--- START Extracted records ---

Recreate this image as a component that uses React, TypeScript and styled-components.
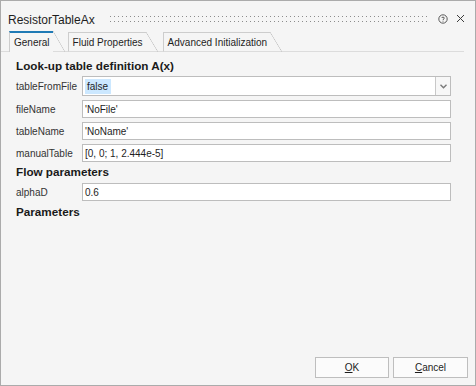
import React from "react";
import styled, { createGlobalStyle } from "styled-components";

const Global = createGlobalStyle`
  html, body { margin: 0; padding: 0; background: #f5f5f5; }
  * { box-sizing: border-box; }
`;

const Window = styled.div`
  width: 476px;
  height: 386px;
  border: 1px solid #ababab;
  background: #f5f5f5;
  display: flex;
  flex-direction: column;
  font-family: "Liberation Sans", Arial, sans-serif;
  font-size: 10px;
  color: #2b2b2b;
`;

const TitleBar = styled.div`
  height: 30px;
  padding: 5px 10px 0 7px;
  display: flex;
  align-items: center;
`;

const Title = styled.div`
  font-size: 12px;
  line-height: 14px;
  color: #1e1e1e;
  margin-top: 3px;
`;

const Grip = styled.svg`
  flex: 1;
  height: 6px;
  margin: 0 8px 0 15px;
`;

const IconBtn = styled.svg<{ $gap?: number }>`
  flex: 0 0 auto;
  margin-left: ${(p) => p.$gap ?? 0}px;
`;

const TabStrip = styled.div`
  height: 21px;
  padding-left: 8px;
  display: flex;
  align-items: flex-end;
  background: linear-gradient(#dcdcdc, #dcdcdc) no-repeat 0 100% / 463px 1px;
`;

const Tab = styled.div<{ $active?: boolean; $gap: number }>`
  position: relative;
  height: ${(p) => (p.$active ? 21 : 20)}px;
  padding: 0 3px 0 4px;
  margin-right: ${(p) => p.$gap}px;
  display: flex;
  align-items: center;
  white-space: nowrap;
  background: #f5f5f5;
  border-left: 1px solid #cdcdcd;
  border-top: ${(p) => (p.$active ? "2px solid #1f7ab5" : "1px solid #cdcdcd")};
  border-bottom: ${(p) => (p.$active ? "none" : "1px solid #dcdcdc")};
  color: #1e1e1e;
  padding-top: ${(p) => (p.$active ? 0 : 1)}px;

  &::after {
    content: "";
    position: absolute;
    top: ${(p) => (p.$active ? -2 : -1)}px;
    bottom: ${(p) => (p.$active ? 0 : -1)}px;
    right: -12px;
    width: 12px;
    background: linear-gradient(
      to top right,
      transparent calc(50% - 0.6px),
      #c6c6c6 50%,
      transparent calc(50% + 0.6px)
    );
  }
`;

const Content = styled.div`
  padding: 7px 24px 0 15px;
  display: flex;
  flex-direction: column;
  gap: 4px;
`;

const Heading = styled.div<{ $mt?: number; $mb?: number }>`
  font-size: 11.7px;
  font-weight: bold;
  line-height: 14px;
  color: #1a1a1a;
  margin-top: ${(p) => p.$mt ?? 0}px;
  margin-bottom: ${(p) => p.$mb ?? 0}px;
`;

const Row = styled.div`
  display: grid;
  grid-template-columns: 66px 1fr;
  align-items: center;
`;

const Label = styled.div`
  color: #333;
  white-space: nowrap;
`;

const Field = styled.div<{ $h: number }>`
  height: ${(p) => p.$h}px;
  border: 1px solid #bdbdbd;
  background: #fff;
  display: flex;
  align-items: center;
  padding-left: 2px;
  color: #1e1e1e;
`;

const Selected = styled.span`
  background: #cce8ff;
  padding: 2px 3px 2px 2px;
`;

const ComboText = styled.div`
  flex: 1;
  display: flex;
  align-items: center;
`;

const DropButton = styled.div`
  width: 15px;
  align-self: stretch;
  border-left: 1px solid #c8c8c8;
  display: flex;
  align-items: center;
  justify-content: center;
  background: #f7f7f7;
`;

const Footer = styled.div`
  margin-top: auto;
  padding: 0 7px 7px 0;
  display: flex;
  justify-content: flex-end;
  gap: 4px;
`;

const Button = styled.button<{ $w: number }>`
  width: ${(p) => p.$w}px;
  height: 21px;
  border: 1px solid #bebebe;
  background: #fbfbfb;
  font-family: "Liberation Sans", Arial, sans-serif;
  font-size: 10px;
  color: #1e1e1e;
  padding: 0;
`;

const rows: { label: string; value: string }[] = [
  { label: "fileName", value: "'NoFile'" },
  { label: "tableName", value: "'NoName'" },
  { label: "manualTable", value: "[0, 0; 1, 2.444e-5]" },
];

export default function App() {
  return (
    <>
      <Global />
      <Window>
        <TitleBar>
          <Title>ResistorTableAx</Title>
          <Grip>
            <defs>
              <pattern id="dots" width="4" height="5" patternUnits="userSpaceOnUse">
                <rect x="0" y="0" width="1" height="1" fill="#8c8c8c" />
              </pattern>
            </defs>
            <rect width="100%" height="6" fill="url(#dots)" />
          </Grip>
          <IconBtn width="10" height="10" viewBox="0 0 10 10">
            <circle cx="5" cy="5" r="4.2" fill="none" stroke="#4a4a4a" strokeWidth="0.9" />
            <path
              d="M3.6 4 C3.6 2.9 6.4 2.9 6.4 4 C6.4 4.9 5 4.9 5 6"
              fill="none"
              stroke="#4a4a4a"
              strokeWidth="0.9"
            />
            <rect x="4.55" y="6.7" width="0.9" height="0.9" fill="#4a4a4a" />
          </IconBtn>
          <IconBtn $gap={8} width="9" height="9" viewBox="0 0 9 9">
            <path d="M1 1 L8 8 M8 1 L1 8" stroke="#3c3c3c" strokeWidth="1" />
          </IconBtn>
        </TitleBar>

        <TabStrip>
          <Tab $active $gap={15}>General</Tab>
          <Tab $gap={17}>Fluid Properties</Tab>
          <Tab $gap={12}>Advanced Initialization</Tab>
        </TabStrip>

        <Content>
          <Heading $mb={-1}>Look-up table definition A(x)</Heading>
          <Row>
            <Label>tableFromFile</Label>
            <Field $h={20}>
              <ComboText>
                <Selected>false</Selected>
              </ComboText>
              <DropButton>
                <svg width="7" height="5" viewBox="0 0 7 5">
                  <path d="M0.5 0.8 L3.5 3.8 L6.5 0.8" fill="none" stroke="#7a7a7a" strokeWidth="1.4" />
                </svg>
              </DropButton>
            </Field>
          </Row>
          {rows.map((r) => (
            <Row key={r.label}>
              <Label>{r.label}</Label>
              <Field $h={18}>{r.value}</Field>
            </Row>
          ))}
          <Heading $mt={-1}>Flow parameters</Heading>
          <Row>
            <Label>alphaD</Label>
            <Field $h={18}>0.6</Field>
          </Row>
          <Heading>Parameters</Heading>
        </Content>

        <Footer>
          <Button $w={74}>
            <u>O</u>K
          </Button>
          <Button $w={75}>
            <u>C</u>ancel
          </Button>
        </Footer>
      </Window>
    </>
  );
}
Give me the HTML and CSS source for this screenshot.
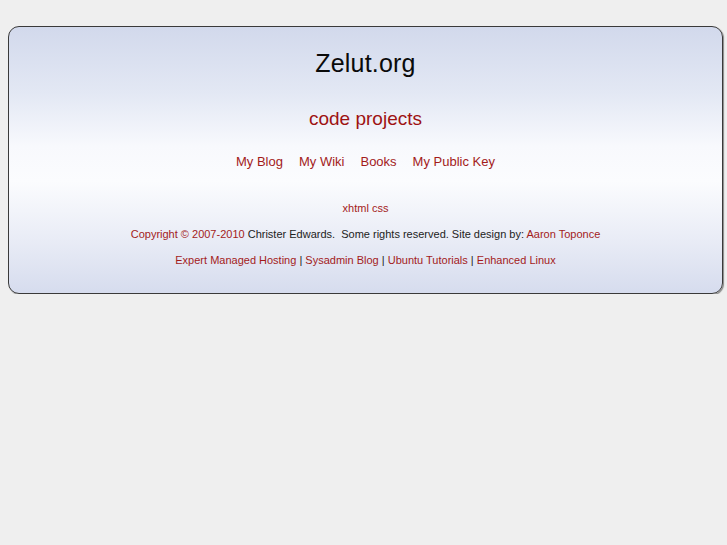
FILE: index.html
```html
<!DOCTYPE html>
<html>
<head>
<meta charset="utf-8">
<title>Zelut.org</title>
<link rel="stylesheet" href="styles.css">
</head>
<body>
<div class="box">
  <h1 class="title">Zelut.org</h1>
  <h2 class="subtitle"><a href="#">code projects</a></h2>
  <ul class="nav">
    <li><a href="#">My Blog</a></li>
    <li><a href="#">My Wiki</a></li>
    <li><a href="#">Books</a></li>
    <li><a href="#">My Public Key</a></li>
  </ul>
  <p class="small valid"><a href="#">xhtml</a> <a href="#">css</a></p>
  <p class="small copy"><a href="#">Copyright &copy; 2007-2010</a> Christer Edwards.&nbsp; Some rights reserved. Site design by: <a href="#">Aaron Toponce</a></p>
  <p class="small links"><a href="#">Expert Managed Hosting</a> | <a href="#">Sysadmin Blog</a> | <a href="#">Ubuntu Tutorials</a> | <a href="#">Enhanced Linux</a></p>
</div>
</body>
</html>
```
FILE: styles.css
```css
html, body {
  margin: 0;
  padding: 0;
  background: #efefef;
}
body {
  font-family: "Liberation Sans", Arial, sans-serif;
  color: #222;
  padding: 26px 4px 0 8px;
}
a {
  color: #a31b1b;
  text-decoration: none;
}
.box {
  border: 1px solid #3a3a3a;
  border-radius: 11px;
  box-shadow: 1px 1px 1px #888;
  background: linear-gradient(to bottom, #d2d9ec 0%, #e3e8f4 25%, #f8f9fd 45%, #fbfcfe 58%, #e9ecf6 80%, #d6dcee 100%);
  padding: 21px 0 26px;
  text-align: center;
}
.title {
  margin: 0;
  font-size: 25px;
  line-height: 30px;
  font-weight: normal;
  color: #0a0a0a;
  letter-spacing: 0.2px;
}
.subtitle {
  margin: 29px 0 0;
  font-size: 19px;
  line-height: 24px;
  font-weight: normal;
}
.subtitle a {
  color: #9e1212;
}
.nav {
  list-style: none;
  margin: 23px 0 0;
  padding: 0;
  display: flex;
  justify-content: center;
  gap: 16px;
  font-size: 13px;
  line-height: 16px;
}
.small {
  margin: 12px 0 0;
  font-size: 11px;
  line-height: 14px;
  color: #222;
}
.valid {
  margin-top: 31px;
}
```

--- END Extracted records ---

• _Exercise directions_
Write out exactly the lines beginning with the line that holds "Give me the" and ending with the final line of the data, both ends included, without the pictures.

• _Reply to the exercise_
Give me the HTML and CSS source for this screenshot.
FILE: index.html
```html
<!DOCTYPE html>
<html>
<head>
<meta charset="utf-8">
<title>Zelut.org</title>
<link rel="stylesheet" href="styles.css">
</head>
<body>
<div class="box">
  <h1 class="title">Zelut.org</h1>
  <h2 class="subtitle"><a href="#">code projects</a></h2>
  <ul class="nav">
    <li><a href="#">My Blog</a></li>
    <li><a href="#">My Wiki</a></li>
    <li><a href="#">Books</a></li>
    <li><a href="#">My Public Key</a></li>
  </ul>
  <p class="small valid"><a href="#">xhtml</a> <a href="#">css</a></p>
  <p class="small copy"><a href="#">Copyright &copy; 2007-2010</a> Christer Edwards.&nbsp; Some rights reserved. Site design by: <a href="#">Aaron Toponce</a></p>
  <p class="small links"><a href="#">Expert Managed Hosting</a> | <a href="#">Sysadmin Blog</a> | <a href="#">Ubuntu Tutorials</a> | <a href="#">Enhanced Linux</a></p>
</div>
</body>
</html>
```
FILE: styles.css
```css
html, body {
  margin: 0;
  padding: 0;
  background: #efefef;
}
body {
  font-family: "Liberation Sans", Arial, sans-serif;
  color: #222;
  padding: 26px 4px 0 8px;
}
a {
  color: #a31b1b;
  text-decoration: none;
}
.box {
  border: 1px solid #3a3a3a;
  border-radius: 11px;
  box-shadow: 1px 1px 1px #888;
  background: linear-gradient(to bottom, #d2d9ec 0%, #e3e8f4 25%, #f8f9fd 45%, #fbfcfe 58%, #e9ecf6 80%, #d6dcee 100%);
  padding: 21px 0 26px;
  text-align: center;
}
.title {
  margin: 0;
  font-size: 25px;
  line-height: 30px;
  font-weight: normal;
  color: #0a0a0a;
  letter-spacing: 0.2px;
}
.subtitle {
  margin: 29px 0 0;
  font-size: 19px;
  line-height: 24px;
  font-weight: normal;
}
.subtitle a {
  color: #9e1212;
}
.nav {
  list-style: none;
  margin: 23px 0 0;
  padding: 0;
  display: flex;
  justify-content: center;
  gap: 16px;
  font-size: 13px;
  line-height: 16px;
}
.small {
  margin: 12px 0 0;
  font-size: 11px;
  line-height: 14px;
  color: #222;
}
.valid {
  margin-top: 31px;
}
```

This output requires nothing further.